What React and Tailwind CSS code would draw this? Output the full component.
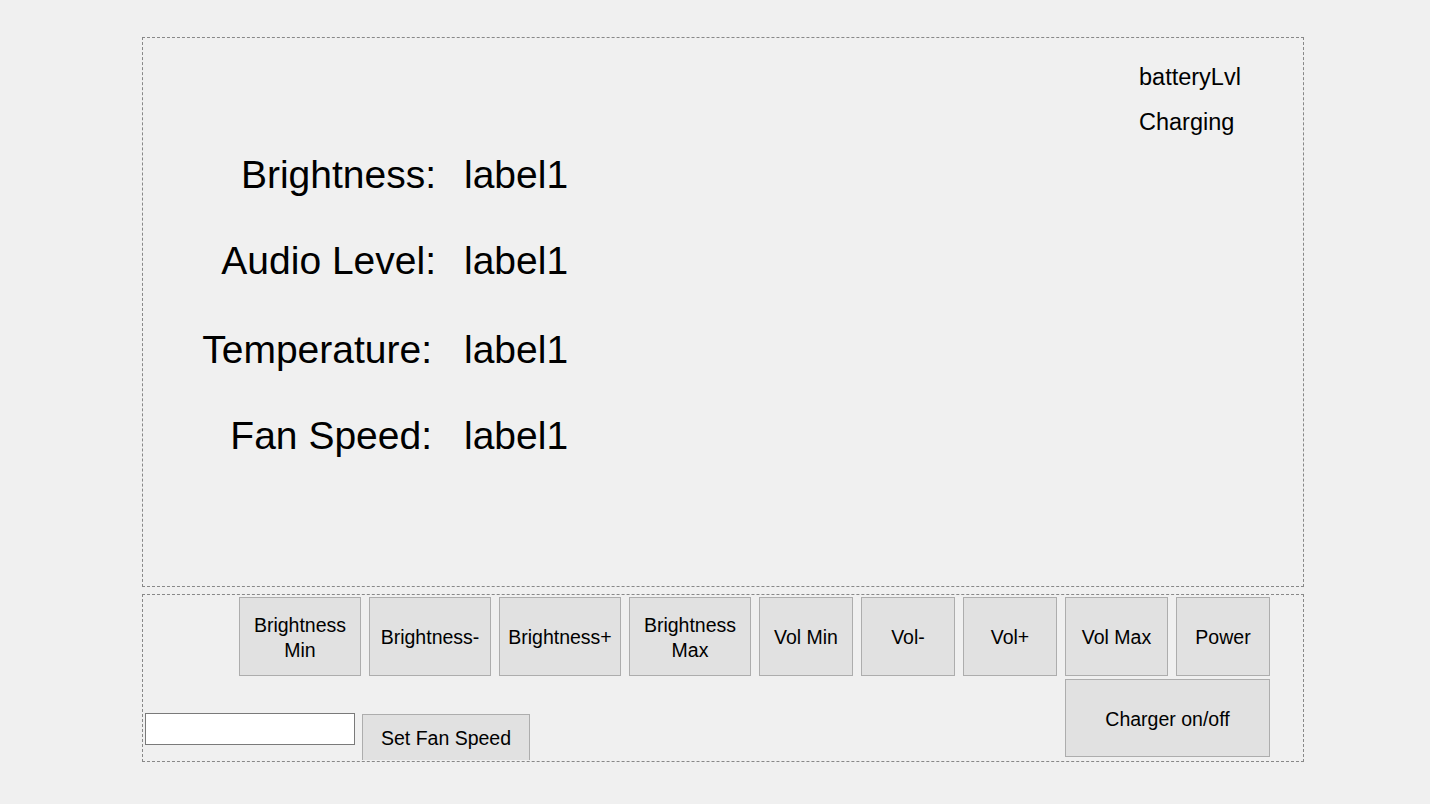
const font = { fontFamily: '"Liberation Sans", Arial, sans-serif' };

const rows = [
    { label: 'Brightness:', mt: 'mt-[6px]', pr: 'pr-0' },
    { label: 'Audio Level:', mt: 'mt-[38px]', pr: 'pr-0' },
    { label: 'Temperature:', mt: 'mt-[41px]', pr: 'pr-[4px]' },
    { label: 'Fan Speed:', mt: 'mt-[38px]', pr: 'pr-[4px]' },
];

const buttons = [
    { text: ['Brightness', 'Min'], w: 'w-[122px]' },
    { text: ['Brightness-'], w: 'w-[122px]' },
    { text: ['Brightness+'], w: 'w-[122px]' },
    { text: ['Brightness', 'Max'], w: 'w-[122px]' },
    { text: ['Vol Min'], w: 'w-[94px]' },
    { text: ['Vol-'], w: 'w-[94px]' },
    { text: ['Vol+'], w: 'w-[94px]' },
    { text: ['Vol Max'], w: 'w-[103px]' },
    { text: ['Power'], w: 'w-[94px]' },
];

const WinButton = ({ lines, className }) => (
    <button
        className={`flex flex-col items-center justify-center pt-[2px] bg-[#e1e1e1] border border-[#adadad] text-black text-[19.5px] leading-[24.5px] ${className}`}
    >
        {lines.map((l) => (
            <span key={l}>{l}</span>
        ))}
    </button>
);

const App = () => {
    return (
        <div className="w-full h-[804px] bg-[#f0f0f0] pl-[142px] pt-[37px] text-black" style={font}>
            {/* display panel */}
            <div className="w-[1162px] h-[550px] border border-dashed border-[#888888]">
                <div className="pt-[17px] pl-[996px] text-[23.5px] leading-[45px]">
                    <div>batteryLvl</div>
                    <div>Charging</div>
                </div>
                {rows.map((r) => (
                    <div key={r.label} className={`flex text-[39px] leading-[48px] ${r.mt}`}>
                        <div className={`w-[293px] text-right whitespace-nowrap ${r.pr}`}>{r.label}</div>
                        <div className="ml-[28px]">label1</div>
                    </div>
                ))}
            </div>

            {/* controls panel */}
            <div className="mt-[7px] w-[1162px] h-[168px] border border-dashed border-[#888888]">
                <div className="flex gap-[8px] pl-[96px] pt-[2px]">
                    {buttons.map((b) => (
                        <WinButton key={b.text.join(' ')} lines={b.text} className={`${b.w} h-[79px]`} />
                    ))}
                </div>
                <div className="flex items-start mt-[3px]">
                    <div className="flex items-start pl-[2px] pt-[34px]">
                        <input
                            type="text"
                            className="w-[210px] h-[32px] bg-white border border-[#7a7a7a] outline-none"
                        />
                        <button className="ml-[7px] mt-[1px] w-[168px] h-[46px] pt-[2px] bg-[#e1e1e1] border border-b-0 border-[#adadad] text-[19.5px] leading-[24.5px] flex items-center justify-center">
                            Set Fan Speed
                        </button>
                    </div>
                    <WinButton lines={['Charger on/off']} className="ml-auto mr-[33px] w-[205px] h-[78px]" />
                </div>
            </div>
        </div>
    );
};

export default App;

> AIM
Leave out the pictures and transcribe everything else exactly.

> WORKED ANSWER
What React and Tailwind CSS code would draw this? Output the full component.
const font = { fontFamily: '"Liberation Sans", Arial, sans-serif' };

const rows = [
    { label: 'Brightness:', mt: 'mt-[6px]', pr: 'pr-0' },
    { label: 'Audio Level:', mt: 'mt-[38px]', pr: 'pr-0' },
    { label: 'Temperature:', mt: 'mt-[41px]', pr: 'pr-[4px]' },
    { label: 'Fan Speed:', mt: 'mt-[38px]', pr: 'pr-[4px]' },
];

const buttons = [
    { text: ['Brightness', 'Min'], w: 'w-[122px]' },
    { text: ['Brightness-'], w: 'w-[122px]' },
    { text: ['Brightness+'], w: 'w-[122px]' },
    { text: ['Brightness', 'Max'], w: 'w-[122px]' },
    { text: ['Vol Min'], w: 'w-[94px]' },
    { text: ['Vol-'], w: 'w-[94px]' },
    { text: ['Vol+'], w: 'w-[94px]' },
    { text: ['Vol Max'], w: 'w-[103px]' },
    { text: ['Power'], w: 'w-[94px]' },
];

const WinButton = ({ lines, className }) => (
    <button
        className={`flex flex-col items-center justify-center pt-[2px] bg-[#e1e1e1] border border-[#adadad] text-black text-[19.5px] leading-[24.5px] ${className}`}
    >
        {lines.map((l) => (
            <span key={l}>{l}</span>
        ))}
    </button>
);

const App = () => {
    return (
        <div className="w-full h-[804px] bg-[#f0f0f0] pl-[142px] pt-[37px] text-black" style={font}>
            {/* display panel */}
            <div className="w-[1162px] h-[550px] border border-dashed border-[#888888]">
                <div className="pt-[17px] pl-[996px] text-[23.5px] leading-[45px]">
                    <div>batteryLvl</div>
                    <div>Charging</div>
                </div>
                {rows.map((r) => (
                    <div key={r.label} className={`flex text-[39px] leading-[48px] ${r.mt}`}>
                        <div className={`w-[293px] text-right whitespace-nowrap ${r.pr}`}>{r.label}</div>
                        <div className="ml-[28px]">label1</div>
                    </div>
                ))}
            </div>

            {/* controls panel */}
            <div className="mt-[7px] w-[1162px] h-[168px] border border-dashed border-[#888888]">
                <div className="flex gap-[8px] pl-[96px] pt-[2px]">
                    {buttons.map((b) => (
                        <WinButton key={b.text.join(' ')} lines={b.text} className={`${b.w} h-[79px]`} />
                    ))}
                </div>
                <div className="flex items-start mt-[3px]">
                    <div className="flex items-start pl-[2px] pt-[34px]">
                        <input
                            type="text"
                            className="w-[210px] h-[32px] bg-white border border-[#7a7a7a] outline-none"
                        />
                        <button className="ml-[7px] mt-[1px] w-[168px] h-[46px] pt-[2px] bg-[#e1e1e1] border border-b-0 border-[#adadad] text-[19.5px] leading-[24.5px] flex items-center justify-center">
                            Set Fan Speed
                        </button>
                    </div>
                    <WinButton lines={['Charger on/off']} className="ml-auto mr-[33px] w-[205px] h-[78px]" />
                </div>
            </div>
        </div>
    );
};

export default App;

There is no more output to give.